**Code that builds pages**
▬▬▬▬▬▬
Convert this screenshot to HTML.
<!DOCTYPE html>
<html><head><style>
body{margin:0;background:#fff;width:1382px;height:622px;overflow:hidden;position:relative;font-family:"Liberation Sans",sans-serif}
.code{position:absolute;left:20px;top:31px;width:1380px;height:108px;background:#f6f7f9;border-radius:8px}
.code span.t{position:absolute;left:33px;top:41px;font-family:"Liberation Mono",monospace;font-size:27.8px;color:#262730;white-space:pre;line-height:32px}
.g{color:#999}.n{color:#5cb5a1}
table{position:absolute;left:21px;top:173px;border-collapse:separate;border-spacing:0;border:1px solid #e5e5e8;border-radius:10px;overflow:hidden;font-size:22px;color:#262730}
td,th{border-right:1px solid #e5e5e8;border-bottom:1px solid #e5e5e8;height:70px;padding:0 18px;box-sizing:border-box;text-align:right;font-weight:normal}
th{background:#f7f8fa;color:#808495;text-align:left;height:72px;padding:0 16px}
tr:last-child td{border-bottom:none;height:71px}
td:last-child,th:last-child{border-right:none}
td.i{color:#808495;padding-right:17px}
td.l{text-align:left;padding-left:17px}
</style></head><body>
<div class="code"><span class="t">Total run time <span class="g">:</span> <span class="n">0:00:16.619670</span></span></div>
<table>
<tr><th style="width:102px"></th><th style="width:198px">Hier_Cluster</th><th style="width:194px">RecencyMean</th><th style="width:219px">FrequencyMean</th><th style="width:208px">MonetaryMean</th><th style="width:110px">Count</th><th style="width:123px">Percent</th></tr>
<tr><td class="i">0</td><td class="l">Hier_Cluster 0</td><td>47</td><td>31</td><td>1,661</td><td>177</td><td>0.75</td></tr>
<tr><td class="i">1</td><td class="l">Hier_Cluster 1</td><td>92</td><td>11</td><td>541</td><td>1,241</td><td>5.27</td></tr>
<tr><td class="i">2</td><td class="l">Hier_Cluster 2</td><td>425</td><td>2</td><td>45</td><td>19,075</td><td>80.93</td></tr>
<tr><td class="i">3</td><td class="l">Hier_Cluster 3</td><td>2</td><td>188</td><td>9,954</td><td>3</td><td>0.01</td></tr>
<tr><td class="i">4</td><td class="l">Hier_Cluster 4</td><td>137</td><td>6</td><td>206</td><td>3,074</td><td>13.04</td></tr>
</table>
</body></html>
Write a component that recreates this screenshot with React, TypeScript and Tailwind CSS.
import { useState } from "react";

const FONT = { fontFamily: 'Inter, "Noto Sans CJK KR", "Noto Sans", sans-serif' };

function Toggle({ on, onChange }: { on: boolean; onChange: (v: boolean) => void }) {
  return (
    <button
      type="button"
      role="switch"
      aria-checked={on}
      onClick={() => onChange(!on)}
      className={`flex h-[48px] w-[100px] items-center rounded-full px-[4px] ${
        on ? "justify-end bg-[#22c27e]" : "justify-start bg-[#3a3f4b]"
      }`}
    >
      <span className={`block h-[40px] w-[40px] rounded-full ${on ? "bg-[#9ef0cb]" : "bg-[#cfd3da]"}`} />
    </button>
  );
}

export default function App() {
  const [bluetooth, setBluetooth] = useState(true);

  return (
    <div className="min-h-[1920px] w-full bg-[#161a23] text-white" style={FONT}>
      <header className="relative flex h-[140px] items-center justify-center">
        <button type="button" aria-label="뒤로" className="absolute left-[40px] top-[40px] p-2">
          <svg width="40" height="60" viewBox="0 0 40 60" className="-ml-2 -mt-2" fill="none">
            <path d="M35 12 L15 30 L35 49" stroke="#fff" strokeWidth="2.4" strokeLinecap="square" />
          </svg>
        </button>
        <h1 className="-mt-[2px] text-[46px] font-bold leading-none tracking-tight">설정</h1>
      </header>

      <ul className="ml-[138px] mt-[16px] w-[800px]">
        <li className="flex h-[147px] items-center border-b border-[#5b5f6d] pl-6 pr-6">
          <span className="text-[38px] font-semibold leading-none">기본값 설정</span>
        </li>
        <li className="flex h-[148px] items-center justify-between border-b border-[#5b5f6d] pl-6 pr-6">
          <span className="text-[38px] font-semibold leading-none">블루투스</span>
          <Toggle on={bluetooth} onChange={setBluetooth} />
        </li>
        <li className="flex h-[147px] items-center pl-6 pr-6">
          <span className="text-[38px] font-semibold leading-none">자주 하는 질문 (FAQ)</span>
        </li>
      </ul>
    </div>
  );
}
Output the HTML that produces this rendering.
▬▬▬▬▬▬
**Brief**
Could you reproduce every record above exactly as it appears?

**Task solution**
Convert this screenshot to HTML.
<!DOCTYPE html>
<html><head><style>
body{margin:0;background:#fff;width:1382px;height:622px;overflow:hidden;position:relative;font-family:"Liberation Sans",sans-serif}
.code{position:absolute;left:20px;top:31px;width:1380px;height:108px;background:#f6f7f9;border-radius:8px}
.code span.t{position:absolute;left:33px;top:41px;font-family:"Liberation Mono",monospace;font-size:27.8px;color:#262730;white-space:pre;line-height:32px}
.g{color:#999}.n{color:#5cb5a1}
table{position:absolute;left:21px;top:173px;border-collapse:separate;border-spacing:0;border:1px solid #e5e5e8;border-radius:10px;overflow:hidden;font-size:22px;color:#262730}
td,th{border-right:1px solid #e5e5e8;border-bottom:1px solid #e5e5e8;height:70px;padding:0 18px;box-sizing:border-box;text-align:right;font-weight:normal}
th{background:#f7f8fa;color:#808495;text-align:left;height:72px;padding:0 16px}
tr:last-child td{border-bottom:none;height:71px}
td:last-child,th:last-child{border-right:none}
td.i{color:#808495;padding-right:17px}
td.l{text-align:left;padding-left:17px}
</style></head><body>
<div class="code"><span class="t">Total run time <span class="g">:</span> <span class="n">0:00:16.619670</span></span></div>
<table>
<tr><th style="width:102px"></th><th style="width:198px">Hier_Cluster</th><th style="width:194px">RecencyMean</th><th style="width:219px">FrequencyMean</th><th style="width:208px">MonetaryMean</th><th style="width:110px">Count</th><th style="width:123px">Percent</th></tr>
<tr><td class="i">0</td><td class="l">Hier_Cluster 0</td><td>47</td><td>31</td><td>1,661</td><td>177</td><td>0.75</td></tr>
<tr><td class="i">1</td><td class="l">Hier_Cluster 1</td><td>92</td><td>11</td><td>541</td><td>1,241</td><td>5.27</td></tr>
<tr><td class="i">2</td><td class="l">Hier_Cluster 2</td><td>425</td><td>2</td><td>45</td><td>19,075</td><td>80.93</td></tr>
<tr><td class="i">3</td><td class="l">Hier_Cluster 3</td><td>2</td><td>188</td><td>9,954</td><td>3</td><td>0.01</td></tr>
<tr><td class="i">4</td><td class="l">Hier_Cluster 4</td><td>137</td><td>6</td><td>206</td><td>3,074</td><td>13.04</td></tr>
</table>
</body></html>
Write a component that recreates this screenshot with React, TypeScript and Tailwind CSS.
import { useState } from "react";

const FONT = { fontFamily: 'Inter, "Noto Sans CJK KR", "Noto Sans", sans-serif' };

function Toggle({ on, onChange }: { on: boolean; onChange: (v: boolean) => void }) {
  return (
    <button
      type="button"
      role="switch"
      aria-checked={on}
      onClick={() => onChange(!on)}
      className={`flex h-[48px] w-[100px] items-center rounded-full px-[4px] ${
        on ? "justify-end bg-[#22c27e]" : "justify-start bg-[#3a3f4b]"
      }`}
    >
      <span className={`block h-[40px] w-[40px] rounded-full ${on ? "bg-[#9ef0cb]" : "bg-[#cfd3da]"}`} />
    </button>
  );
}

export default function App() {
  const [bluetooth, setBluetooth] = useState(true);

  return (
    <div className="min-h-[1920px] w-full bg-[#161a23] text-white" style={FONT}>
      <header className="relative flex h-[140px] items-center justify-center">
        <button type="button" aria-label="뒤로" className="absolute left-[40px] top-[40px] p-2">
          <svg width="40" height="60" viewBox="0 0 40 60" className="-ml-2 -mt-2" fill="none">
            <path d="M35 12 L15 30 L35 49" stroke="#fff" strokeWidth="2.4" strokeLinecap="square" />
          </svg>
        </button>
        <h1 className="-mt-[2px] text-[46px] font-bold leading-none tracking-tight">설정</h1>
      </header>

      <ul className="ml-[138px] mt-[16px] w-[800px]">
        <li className="flex h-[147px] items-center border-b border-[#5b5f6d] pl-6 pr-6">
          <span className="text-[38px] font-semibold leading-none">기본값 설정</span>
        </li>
        <li className="flex h-[148px] items-center justify-between border-b border-[#5b5f6d] pl-6 pr-6">
          <span className="text-[38px] font-semibold leading-none">블루투스</span>
          <Toggle on={bluetooth} onChange={setBluetooth} />
        </li>
        <li className="flex h-[147px] items-center pl-6 pr-6">
          <span className="text-[38px] font-semibold leading-none">자주 하는 질문 (FAQ)</span>
        </li>
      </ul>
    </div>
  );
}
Output the HTML that produces this rendering.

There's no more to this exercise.